Error to Denver District Court.-Hon. GEORGE W. ALLEN, Judge.

Mr. N. Q. TANQUARY and Mr. CHARLES ROACH, for plaintiff in error.

Mr. CHASE WITHROW and Mr. WILLIAM E. WITHROW, for defendant in error.

Plaintiff in error brought suit against defendant in error the sole purpose of which was to enjoin the latter from selling, under an execution on a judgment obtained against her husband, real estate which she claims belonged to her. On filing the complaint a temporary injunction was issued. After the issues were made up, the defendants filed a motion to dissolve the temporary writ. The record recites, in substance, that the cause was heard upon motion to dissolve the temporary injunction granted, and the court having heard the evidence introduced by the respective parties, and now being sufficiently advised in the premises, orders that the temporary writ be dissolved and the bill dismissed.

Mr. JUSTICE GABBERT delivered the opinion of the court:

The hearing was solely upon a motion to dissolve the temporary injunction. For this reason, it was error to dismiss the bill, although the showing made justified the dissolution of the temporary writ, as plaintiff still had the right to a trial of the cause upon its merits, and to such relief as the case then made warranted.-Spar Con. M. Co. v. Casserleigh, 34 Colo. 454.

On behalf of defendants in error, it is asserted that the complaint does not state a cause of action. Conceding, but not deciding, that this is correct, the defect of the complaint in this respect may have justified the dissolution of the temporary writ, but plaintiff should have been afforded an opportunity to amend, if so advised. She was deprived of this by the judgment of dismissal.

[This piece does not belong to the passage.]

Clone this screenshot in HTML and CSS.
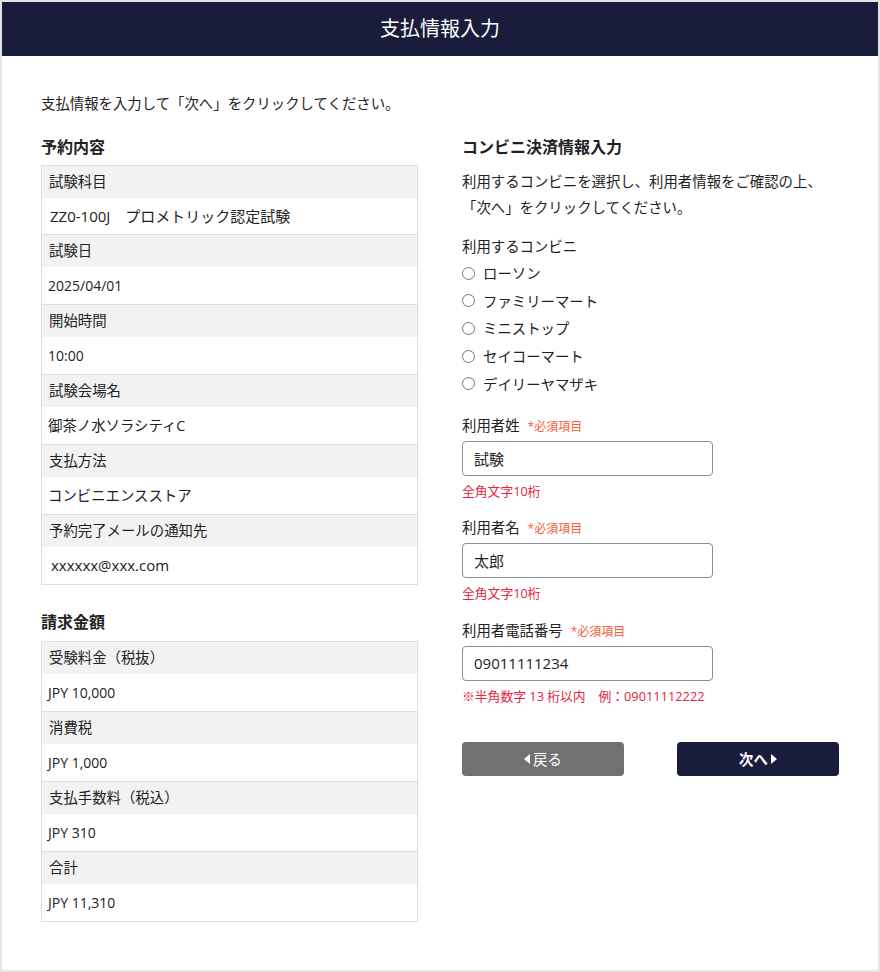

The judgment of the district court, dismissing the action, is set aside, and the case remanded with directions to reinstate on the docket, and for such further proceedings as will be in harmony with this opinion.

Reversed in part and Remanded.

Mr. JUSTICE MUSSER and Mr. JUSTICE HILL concur.

[No. 7219.]

CLARKE V. ASHER.

JUDGMENT-Collateral Attack-Injunction to Stay ExecutionA bill to stay execution of a judgment at law is a collateral attack of the judgment. When the court in which the judgment was given had jurisdiction of the subject matter, and of the person of the defendant, such judgment, not having been reversed or annulled, is not open to collateral attack in any form of proceeding.

The rule is the same even though the complaint upon which the judgment was rendered, fails to state a cause of action.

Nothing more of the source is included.